— START —

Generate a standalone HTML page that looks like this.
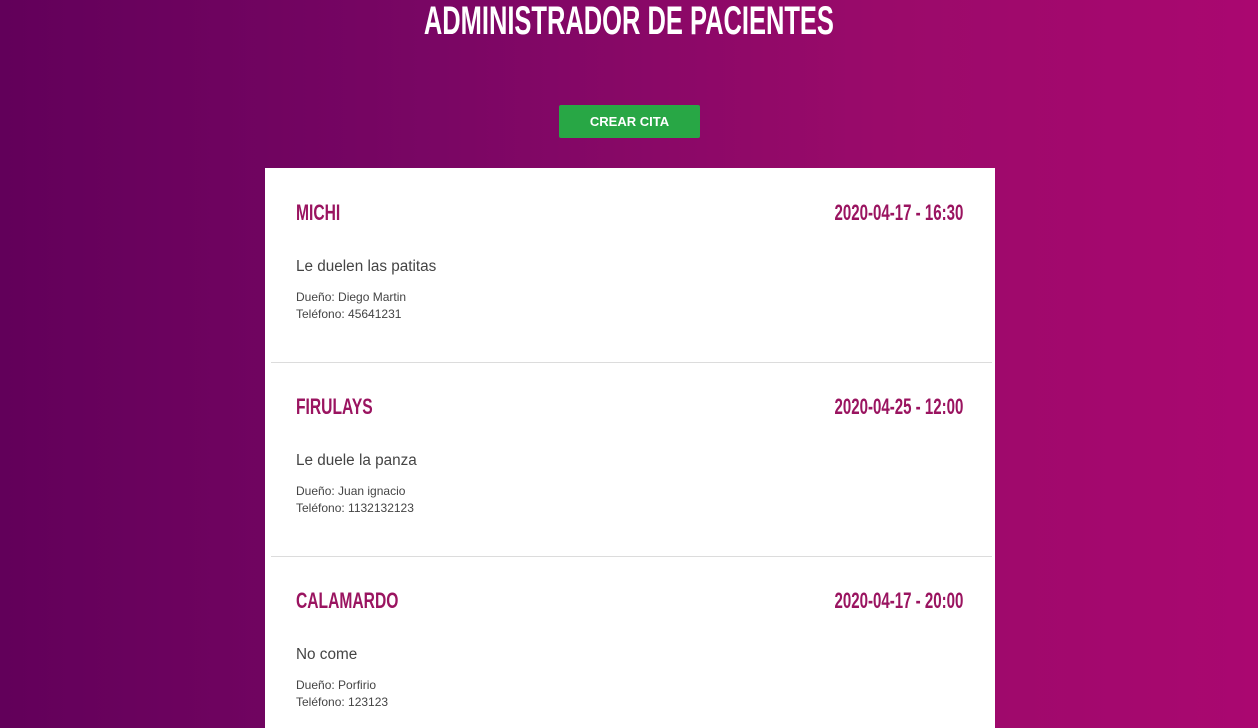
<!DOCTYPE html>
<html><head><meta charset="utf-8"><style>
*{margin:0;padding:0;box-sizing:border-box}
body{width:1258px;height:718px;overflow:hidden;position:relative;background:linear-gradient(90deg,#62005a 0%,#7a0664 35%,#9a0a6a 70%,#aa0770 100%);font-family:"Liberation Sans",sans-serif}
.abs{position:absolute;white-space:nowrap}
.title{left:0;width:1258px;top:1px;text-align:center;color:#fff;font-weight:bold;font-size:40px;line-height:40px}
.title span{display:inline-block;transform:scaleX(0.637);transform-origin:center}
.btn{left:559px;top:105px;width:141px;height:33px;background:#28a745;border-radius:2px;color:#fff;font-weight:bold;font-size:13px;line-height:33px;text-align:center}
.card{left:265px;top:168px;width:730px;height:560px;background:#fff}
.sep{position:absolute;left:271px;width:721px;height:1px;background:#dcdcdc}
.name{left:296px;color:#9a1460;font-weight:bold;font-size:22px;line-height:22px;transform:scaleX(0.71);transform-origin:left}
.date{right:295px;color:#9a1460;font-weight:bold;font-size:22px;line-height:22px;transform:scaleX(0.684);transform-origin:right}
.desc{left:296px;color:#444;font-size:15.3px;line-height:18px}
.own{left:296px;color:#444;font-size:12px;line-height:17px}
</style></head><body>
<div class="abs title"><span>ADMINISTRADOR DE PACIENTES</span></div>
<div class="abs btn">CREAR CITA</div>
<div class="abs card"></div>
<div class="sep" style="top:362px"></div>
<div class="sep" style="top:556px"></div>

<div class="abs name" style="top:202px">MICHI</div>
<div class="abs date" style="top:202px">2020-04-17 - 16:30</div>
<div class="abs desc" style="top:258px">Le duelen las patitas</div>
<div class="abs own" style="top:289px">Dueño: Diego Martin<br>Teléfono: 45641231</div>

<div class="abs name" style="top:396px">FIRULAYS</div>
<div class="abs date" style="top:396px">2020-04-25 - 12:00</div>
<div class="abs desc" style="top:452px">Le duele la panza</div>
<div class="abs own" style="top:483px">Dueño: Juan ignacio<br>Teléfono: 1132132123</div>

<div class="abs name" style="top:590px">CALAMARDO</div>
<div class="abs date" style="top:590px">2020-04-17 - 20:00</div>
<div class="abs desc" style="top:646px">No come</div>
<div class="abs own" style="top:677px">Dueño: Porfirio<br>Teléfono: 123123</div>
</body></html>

— END —

* _GIVEN EXERCISE_: Repeat the material above in full and exactly, apart from the pictures.

* _RESPONSE_:
Generate a standalone HTML page that looks like this.
<!DOCTYPE html>
<html><head><meta charset="utf-8"><style>
*{margin:0;padding:0;box-sizing:border-box}
body{width:1258px;height:718px;overflow:hidden;position:relative;background:linear-gradient(90deg,#62005a 0%,#7a0664 35%,#9a0a6a 70%,#aa0770 100%);font-family:"Liberation Sans",sans-serif}
.abs{position:absolute;white-space:nowrap}
.title{left:0;width:1258px;top:1px;text-align:center;color:#fff;font-weight:bold;font-size:40px;line-height:40px}
.title span{display:inline-block;transform:scaleX(0.637);transform-origin:center}
.btn{left:559px;top:105px;width:141px;height:33px;background:#28a745;border-radius:2px;color:#fff;font-weight:bold;font-size:13px;line-height:33px;text-align:center}
.card{left:265px;top:168px;width:730px;height:560px;background:#fff}
.sep{position:absolute;left:271px;width:721px;height:1px;background:#dcdcdc}
.name{left:296px;color:#9a1460;font-weight:bold;font-size:22px;line-height:22px;transform:scaleX(0.71);transform-origin:left}
.date{right:295px;color:#9a1460;font-weight:bold;font-size:22px;line-height:22px;transform:scaleX(0.684);transform-origin:right}
.desc{left:296px;color:#444;font-size:15.3px;line-height:18px}
.own{left:296px;color:#444;font-size:12px;line-height:17px}
</style></head><body>
<div class="abs title"><span>ADMINISTRADOR DE PACIENTES</span></div>
<div class="abs btn">CREAR CITA</div>
<div class="abs card"></div>
<div class="sep" style="top:362px"></div>
<div class="sep" style="top:556px"></div>

<div class="abs name" style="top:202px">MICHI</div>
<div class="abs date" style="top:202px">2020-04-17 - 16:30</div>
<div class="abs desc" style="top:258px">Le duelen las patitas</div>
<div class="abs own" style="top:289px">Dueño: Diego Martin<br>Teléfono: 45641231</div>

<div class="abs name" style="top:396px">FIRULAYS</div>
<div class="abs date" style="top:396px">2020-04-25 - 12:00</div>
<div class="abs desc" style="top:452px">Le duele la panza</div>
<div class="abs own" style="top:483px">Dueño: Juan ignacio<br>Teléfono: 1132132123</div>

<div class="abs name" style="top:590px">CALAMARDO</div>
<div class="abs date" style="top:590px">2020-04-17 - 20:00</div>
<div class="abs desc" style="top:646px">No come</div>
<div class="abs own" style="top:677px">Dueño: Porfirio<br>Teléfono: 123123</div>
</body></html>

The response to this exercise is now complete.